■ **Work to do**: Going through the material below, please gather all lines with the word "components" in them.

■ **Records for the task**:
§ §
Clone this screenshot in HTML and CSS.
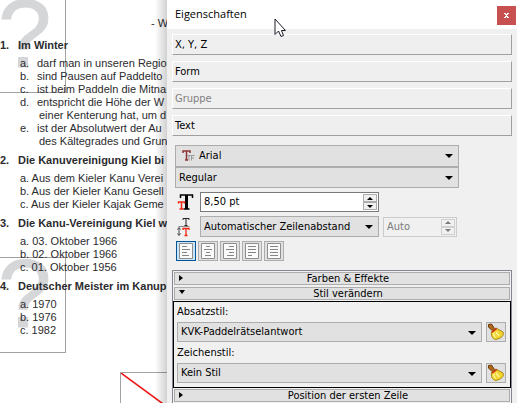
§ §
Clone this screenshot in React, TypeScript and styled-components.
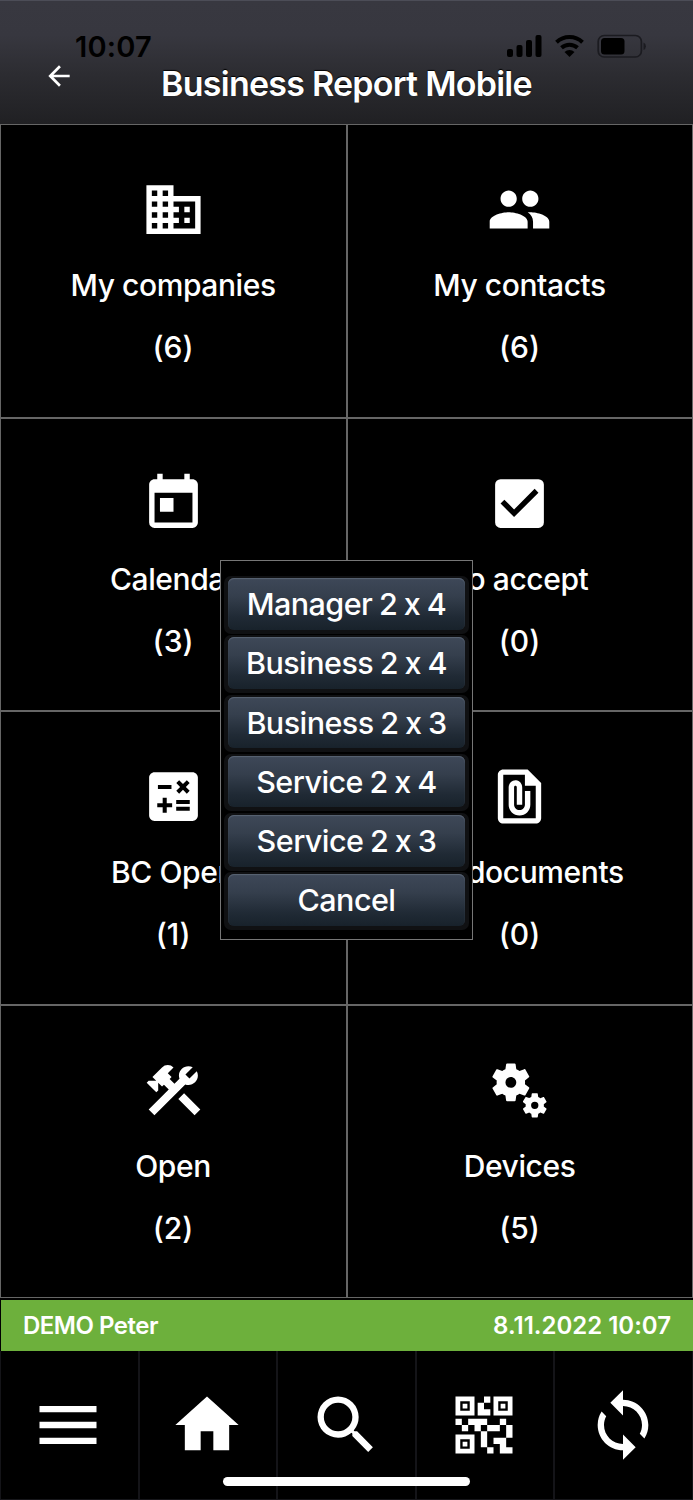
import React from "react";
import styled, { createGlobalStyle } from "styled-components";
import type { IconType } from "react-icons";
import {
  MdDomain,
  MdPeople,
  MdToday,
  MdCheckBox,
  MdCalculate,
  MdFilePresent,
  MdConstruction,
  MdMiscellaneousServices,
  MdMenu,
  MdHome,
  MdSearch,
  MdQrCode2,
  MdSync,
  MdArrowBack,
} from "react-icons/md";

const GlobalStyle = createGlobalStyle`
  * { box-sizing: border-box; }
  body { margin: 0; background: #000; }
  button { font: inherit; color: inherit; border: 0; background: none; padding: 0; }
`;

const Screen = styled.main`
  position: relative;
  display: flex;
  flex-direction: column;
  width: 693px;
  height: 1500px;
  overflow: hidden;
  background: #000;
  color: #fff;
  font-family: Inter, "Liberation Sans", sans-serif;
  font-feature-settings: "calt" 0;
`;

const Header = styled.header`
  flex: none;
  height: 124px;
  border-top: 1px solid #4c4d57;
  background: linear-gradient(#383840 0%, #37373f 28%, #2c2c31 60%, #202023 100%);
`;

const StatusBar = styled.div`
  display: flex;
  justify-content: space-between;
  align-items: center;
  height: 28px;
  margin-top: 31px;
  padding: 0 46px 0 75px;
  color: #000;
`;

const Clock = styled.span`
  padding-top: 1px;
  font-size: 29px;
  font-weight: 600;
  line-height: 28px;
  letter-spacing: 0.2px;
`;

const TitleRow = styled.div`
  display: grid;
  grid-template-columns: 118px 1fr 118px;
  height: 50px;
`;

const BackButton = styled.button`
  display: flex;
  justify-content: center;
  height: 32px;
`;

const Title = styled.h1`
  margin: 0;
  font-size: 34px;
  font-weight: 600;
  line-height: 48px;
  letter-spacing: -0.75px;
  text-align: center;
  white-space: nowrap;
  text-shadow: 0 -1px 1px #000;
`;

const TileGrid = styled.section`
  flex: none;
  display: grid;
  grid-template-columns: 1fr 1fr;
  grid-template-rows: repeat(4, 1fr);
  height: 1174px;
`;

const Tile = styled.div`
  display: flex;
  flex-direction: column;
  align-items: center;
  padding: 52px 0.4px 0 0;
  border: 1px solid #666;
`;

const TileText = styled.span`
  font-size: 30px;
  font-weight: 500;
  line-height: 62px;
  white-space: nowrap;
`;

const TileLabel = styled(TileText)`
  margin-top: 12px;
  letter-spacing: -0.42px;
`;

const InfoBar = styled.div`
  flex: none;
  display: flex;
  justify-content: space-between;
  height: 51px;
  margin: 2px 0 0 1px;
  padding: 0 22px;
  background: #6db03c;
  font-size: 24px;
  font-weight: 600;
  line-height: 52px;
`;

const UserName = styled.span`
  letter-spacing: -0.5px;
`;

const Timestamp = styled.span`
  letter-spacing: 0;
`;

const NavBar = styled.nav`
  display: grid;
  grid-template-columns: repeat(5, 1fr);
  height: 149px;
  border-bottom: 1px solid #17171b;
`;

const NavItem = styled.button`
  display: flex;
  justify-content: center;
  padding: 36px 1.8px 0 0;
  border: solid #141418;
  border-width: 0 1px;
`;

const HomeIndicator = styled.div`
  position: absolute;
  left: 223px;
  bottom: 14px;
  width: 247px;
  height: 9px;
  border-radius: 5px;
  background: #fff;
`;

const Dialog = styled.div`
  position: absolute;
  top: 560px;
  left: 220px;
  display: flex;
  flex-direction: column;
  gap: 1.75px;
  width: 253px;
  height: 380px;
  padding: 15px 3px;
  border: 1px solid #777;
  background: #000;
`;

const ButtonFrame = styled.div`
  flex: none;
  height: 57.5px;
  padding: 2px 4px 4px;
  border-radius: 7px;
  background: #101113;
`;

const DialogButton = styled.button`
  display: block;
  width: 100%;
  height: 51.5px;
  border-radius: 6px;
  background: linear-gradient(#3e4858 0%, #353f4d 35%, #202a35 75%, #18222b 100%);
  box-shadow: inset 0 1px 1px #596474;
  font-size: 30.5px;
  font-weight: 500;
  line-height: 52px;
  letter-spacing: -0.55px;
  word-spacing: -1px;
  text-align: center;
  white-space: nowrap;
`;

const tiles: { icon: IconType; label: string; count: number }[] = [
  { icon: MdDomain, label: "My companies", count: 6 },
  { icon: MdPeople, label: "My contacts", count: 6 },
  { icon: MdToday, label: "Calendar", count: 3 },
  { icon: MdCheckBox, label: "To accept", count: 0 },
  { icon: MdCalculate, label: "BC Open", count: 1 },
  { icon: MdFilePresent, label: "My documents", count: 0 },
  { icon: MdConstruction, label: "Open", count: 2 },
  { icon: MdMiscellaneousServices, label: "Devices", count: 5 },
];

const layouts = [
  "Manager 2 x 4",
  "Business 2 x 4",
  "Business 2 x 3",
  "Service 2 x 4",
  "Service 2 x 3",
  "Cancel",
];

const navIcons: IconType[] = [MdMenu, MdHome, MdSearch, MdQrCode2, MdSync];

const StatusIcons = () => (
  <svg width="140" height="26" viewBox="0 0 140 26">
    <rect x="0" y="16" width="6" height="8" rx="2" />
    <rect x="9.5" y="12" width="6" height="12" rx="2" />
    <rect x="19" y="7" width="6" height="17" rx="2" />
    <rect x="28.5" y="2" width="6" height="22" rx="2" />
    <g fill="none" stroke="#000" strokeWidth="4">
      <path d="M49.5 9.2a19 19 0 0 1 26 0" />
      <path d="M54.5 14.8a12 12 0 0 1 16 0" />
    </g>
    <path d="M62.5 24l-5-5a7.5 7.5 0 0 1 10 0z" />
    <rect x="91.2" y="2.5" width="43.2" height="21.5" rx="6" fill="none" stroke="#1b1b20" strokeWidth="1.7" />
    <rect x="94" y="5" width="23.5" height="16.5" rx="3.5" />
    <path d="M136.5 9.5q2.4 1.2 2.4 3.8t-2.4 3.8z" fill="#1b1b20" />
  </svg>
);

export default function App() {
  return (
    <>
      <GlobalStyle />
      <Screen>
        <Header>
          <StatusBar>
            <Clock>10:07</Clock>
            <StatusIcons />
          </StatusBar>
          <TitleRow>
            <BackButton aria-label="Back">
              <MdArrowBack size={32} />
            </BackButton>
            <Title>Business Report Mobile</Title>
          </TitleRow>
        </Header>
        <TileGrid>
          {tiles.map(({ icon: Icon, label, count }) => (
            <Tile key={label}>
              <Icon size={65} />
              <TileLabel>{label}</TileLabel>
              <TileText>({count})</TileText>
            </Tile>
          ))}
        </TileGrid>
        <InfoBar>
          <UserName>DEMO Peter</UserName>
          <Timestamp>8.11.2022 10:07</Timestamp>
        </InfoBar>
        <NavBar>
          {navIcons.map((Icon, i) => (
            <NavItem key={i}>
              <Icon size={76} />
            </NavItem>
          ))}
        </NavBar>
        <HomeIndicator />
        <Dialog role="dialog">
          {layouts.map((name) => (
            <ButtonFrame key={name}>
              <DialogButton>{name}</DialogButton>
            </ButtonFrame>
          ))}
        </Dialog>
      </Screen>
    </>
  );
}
§ §
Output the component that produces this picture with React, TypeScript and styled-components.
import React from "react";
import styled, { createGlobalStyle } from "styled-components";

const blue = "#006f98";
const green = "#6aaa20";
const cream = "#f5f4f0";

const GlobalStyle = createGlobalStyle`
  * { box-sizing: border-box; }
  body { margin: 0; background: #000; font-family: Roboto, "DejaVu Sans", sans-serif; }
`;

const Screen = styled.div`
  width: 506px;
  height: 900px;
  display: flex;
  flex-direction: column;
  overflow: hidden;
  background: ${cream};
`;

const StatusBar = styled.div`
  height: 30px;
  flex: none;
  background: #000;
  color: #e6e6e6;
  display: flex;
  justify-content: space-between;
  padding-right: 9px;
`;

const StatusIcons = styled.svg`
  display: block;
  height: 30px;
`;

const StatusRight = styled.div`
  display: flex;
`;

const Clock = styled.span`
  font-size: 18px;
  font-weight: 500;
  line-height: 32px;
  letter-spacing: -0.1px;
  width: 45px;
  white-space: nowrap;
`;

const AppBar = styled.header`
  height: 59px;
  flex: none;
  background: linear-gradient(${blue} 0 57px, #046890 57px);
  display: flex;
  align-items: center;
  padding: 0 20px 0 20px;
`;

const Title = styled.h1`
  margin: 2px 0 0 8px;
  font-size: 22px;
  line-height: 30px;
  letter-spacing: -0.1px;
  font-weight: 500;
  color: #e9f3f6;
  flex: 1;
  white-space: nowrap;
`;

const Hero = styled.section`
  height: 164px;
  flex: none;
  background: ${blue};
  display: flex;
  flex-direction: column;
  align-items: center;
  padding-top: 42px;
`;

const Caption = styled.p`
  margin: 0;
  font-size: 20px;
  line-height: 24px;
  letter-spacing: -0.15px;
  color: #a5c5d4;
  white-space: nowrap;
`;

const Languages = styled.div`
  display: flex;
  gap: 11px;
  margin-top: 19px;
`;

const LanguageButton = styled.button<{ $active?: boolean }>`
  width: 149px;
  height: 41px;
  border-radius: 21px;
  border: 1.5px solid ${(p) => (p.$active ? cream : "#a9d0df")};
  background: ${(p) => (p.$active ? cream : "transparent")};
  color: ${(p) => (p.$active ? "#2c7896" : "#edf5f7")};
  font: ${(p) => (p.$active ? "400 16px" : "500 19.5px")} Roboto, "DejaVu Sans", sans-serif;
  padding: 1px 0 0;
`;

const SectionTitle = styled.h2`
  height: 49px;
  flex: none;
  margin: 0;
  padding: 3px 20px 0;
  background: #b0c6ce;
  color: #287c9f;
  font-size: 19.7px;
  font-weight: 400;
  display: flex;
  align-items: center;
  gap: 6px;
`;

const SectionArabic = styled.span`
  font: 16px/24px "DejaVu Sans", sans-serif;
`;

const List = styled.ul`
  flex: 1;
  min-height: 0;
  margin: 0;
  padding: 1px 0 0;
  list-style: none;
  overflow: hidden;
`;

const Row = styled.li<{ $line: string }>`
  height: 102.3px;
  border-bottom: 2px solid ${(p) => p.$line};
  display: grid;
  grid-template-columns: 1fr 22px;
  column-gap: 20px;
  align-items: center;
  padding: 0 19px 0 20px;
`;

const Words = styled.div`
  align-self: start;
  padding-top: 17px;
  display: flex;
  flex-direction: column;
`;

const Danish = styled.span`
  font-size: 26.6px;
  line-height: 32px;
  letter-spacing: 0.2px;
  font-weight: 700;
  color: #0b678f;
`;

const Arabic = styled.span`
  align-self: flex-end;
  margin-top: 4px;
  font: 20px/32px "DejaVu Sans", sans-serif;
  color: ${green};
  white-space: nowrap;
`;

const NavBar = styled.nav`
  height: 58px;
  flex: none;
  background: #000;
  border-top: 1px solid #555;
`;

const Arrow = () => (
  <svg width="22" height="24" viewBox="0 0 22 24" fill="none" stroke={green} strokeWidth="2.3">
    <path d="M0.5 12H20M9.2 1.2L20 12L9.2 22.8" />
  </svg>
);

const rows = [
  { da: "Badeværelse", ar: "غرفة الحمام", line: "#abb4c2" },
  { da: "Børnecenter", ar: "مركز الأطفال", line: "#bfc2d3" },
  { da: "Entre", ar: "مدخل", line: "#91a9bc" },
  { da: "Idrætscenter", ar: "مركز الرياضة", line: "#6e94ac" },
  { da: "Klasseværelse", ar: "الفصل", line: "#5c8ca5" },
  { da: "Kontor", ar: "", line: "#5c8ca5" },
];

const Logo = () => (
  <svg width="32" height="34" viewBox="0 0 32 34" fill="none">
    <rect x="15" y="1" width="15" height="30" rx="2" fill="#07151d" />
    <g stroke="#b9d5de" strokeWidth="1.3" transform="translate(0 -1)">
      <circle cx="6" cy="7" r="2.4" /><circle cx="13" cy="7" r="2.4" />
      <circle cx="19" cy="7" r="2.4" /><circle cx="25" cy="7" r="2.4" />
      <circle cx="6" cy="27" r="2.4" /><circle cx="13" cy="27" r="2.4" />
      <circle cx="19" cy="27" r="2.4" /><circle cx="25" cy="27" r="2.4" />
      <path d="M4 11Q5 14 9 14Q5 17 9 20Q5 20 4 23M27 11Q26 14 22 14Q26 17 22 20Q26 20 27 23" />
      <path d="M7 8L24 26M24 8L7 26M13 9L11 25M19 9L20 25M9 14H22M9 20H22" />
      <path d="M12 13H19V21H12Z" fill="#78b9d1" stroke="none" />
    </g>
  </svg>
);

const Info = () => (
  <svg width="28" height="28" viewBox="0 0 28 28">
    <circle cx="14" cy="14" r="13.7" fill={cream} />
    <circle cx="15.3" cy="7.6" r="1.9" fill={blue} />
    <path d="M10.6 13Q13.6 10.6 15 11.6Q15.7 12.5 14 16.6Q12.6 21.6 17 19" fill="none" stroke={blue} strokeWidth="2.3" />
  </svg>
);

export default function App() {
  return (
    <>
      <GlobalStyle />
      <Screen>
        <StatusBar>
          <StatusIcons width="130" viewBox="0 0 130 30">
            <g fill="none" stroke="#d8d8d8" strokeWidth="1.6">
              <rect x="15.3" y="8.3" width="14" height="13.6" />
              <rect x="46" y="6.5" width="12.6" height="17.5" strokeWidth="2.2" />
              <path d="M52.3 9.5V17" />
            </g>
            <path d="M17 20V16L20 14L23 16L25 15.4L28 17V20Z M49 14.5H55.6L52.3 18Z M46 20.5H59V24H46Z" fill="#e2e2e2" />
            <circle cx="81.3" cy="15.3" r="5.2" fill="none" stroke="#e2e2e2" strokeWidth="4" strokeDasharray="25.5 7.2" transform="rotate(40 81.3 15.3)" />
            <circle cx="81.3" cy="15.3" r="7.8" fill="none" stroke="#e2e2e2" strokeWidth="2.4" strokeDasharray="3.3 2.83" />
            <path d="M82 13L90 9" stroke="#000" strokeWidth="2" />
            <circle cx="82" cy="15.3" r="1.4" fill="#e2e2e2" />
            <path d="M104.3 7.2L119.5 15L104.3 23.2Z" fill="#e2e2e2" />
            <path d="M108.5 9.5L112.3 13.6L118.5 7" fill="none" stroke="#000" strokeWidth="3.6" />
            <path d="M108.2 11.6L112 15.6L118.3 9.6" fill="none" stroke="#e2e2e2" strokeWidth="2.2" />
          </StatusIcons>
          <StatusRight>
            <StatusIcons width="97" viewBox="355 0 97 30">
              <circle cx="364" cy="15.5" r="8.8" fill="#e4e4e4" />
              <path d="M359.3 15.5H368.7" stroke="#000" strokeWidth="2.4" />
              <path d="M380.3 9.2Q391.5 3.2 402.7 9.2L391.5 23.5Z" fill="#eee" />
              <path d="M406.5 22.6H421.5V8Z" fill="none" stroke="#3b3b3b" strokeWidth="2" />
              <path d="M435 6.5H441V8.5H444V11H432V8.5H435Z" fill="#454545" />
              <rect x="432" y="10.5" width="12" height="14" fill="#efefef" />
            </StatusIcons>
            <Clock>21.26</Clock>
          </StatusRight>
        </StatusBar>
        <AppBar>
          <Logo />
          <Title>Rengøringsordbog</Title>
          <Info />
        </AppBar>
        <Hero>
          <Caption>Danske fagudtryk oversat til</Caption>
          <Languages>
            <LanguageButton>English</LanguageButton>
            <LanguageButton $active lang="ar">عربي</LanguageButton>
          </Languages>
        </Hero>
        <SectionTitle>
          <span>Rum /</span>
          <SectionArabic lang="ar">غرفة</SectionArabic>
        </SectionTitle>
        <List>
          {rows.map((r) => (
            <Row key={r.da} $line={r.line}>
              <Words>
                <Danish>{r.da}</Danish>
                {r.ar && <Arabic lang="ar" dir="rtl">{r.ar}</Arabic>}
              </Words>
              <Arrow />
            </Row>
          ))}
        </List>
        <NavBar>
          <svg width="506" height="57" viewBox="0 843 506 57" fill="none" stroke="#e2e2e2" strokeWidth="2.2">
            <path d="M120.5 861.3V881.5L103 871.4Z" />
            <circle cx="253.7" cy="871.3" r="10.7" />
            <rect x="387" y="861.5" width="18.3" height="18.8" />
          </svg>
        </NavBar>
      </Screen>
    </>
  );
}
§ §
■ **Exercise solution**:
Clone this screenshot in React, TypeScript and styled-components.
import styled, { createGlobalStyle } from "styled-components";
Output the component that produces this picture with React, TypeScript and styled-components.
import styled, { createGlobalStyle } from "styled-components";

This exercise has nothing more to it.